The Undergardeners.

Description

122 pages
$7.95
ISBN 978-1-55143-410-5
DDC jC813'.6

Year

2006

Contributor

Illustrations by Esme Nichola Shilletto
Reviewed by Alison Mews

Alison Mews is co-ordinator of the Centre for Instructional Services at
Memorial University of Newfoundland.

Review

Fast-paced and funny, The Undergardeners is an imaginative fantasy of a subterranean world peopled by strange but likeable creatures. The nine-year-old protagonist, Mouse, so named because he’s small for his age, awakens one night hearing a commotion. He races into the garden just in time to save a little person from his neighbours’ cat.
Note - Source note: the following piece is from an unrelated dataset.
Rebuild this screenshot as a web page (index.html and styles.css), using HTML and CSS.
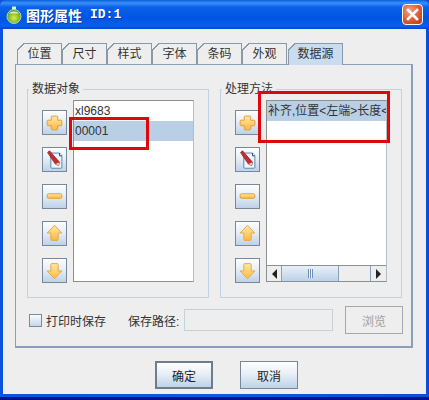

Thus begins his adventures. In a role reversal reminiscent of Gulliver, he is considered a giant amongst the people he calls the “undergardeners,” and he gains a whole new perspective on relationships with others.

 

Desmond Ellis creates an underground culture that has developed different customs, such as “sole-ing,” or showing the soles of your feet in greeting, and a plausible science, such as electricity being modulated by hummed musical notes (the key to which is kept in a notes book, of course!). Puns abound, and Ellis takes great delight in naming his characters. Digger is a mole, Sprint a tortoise, and Chuck a groundhog (or woodchuck), and there’s even a nod to Coleridge’s “Rime of the Ancient Mariner” in the name of the underground poet Ancient Rhymer. Mouse is greatly emboldened by the manner in which the others look up to him (both literally and figuratively), and when he solves the mystery of the Creepscreech, overcoming their fear of a mythical enemy, he no longer feels like an underdog but a hero. Highly recommended.

 

Note: A Teacher’s Guide with curricular integration in different content areas is available from the publisher’s website.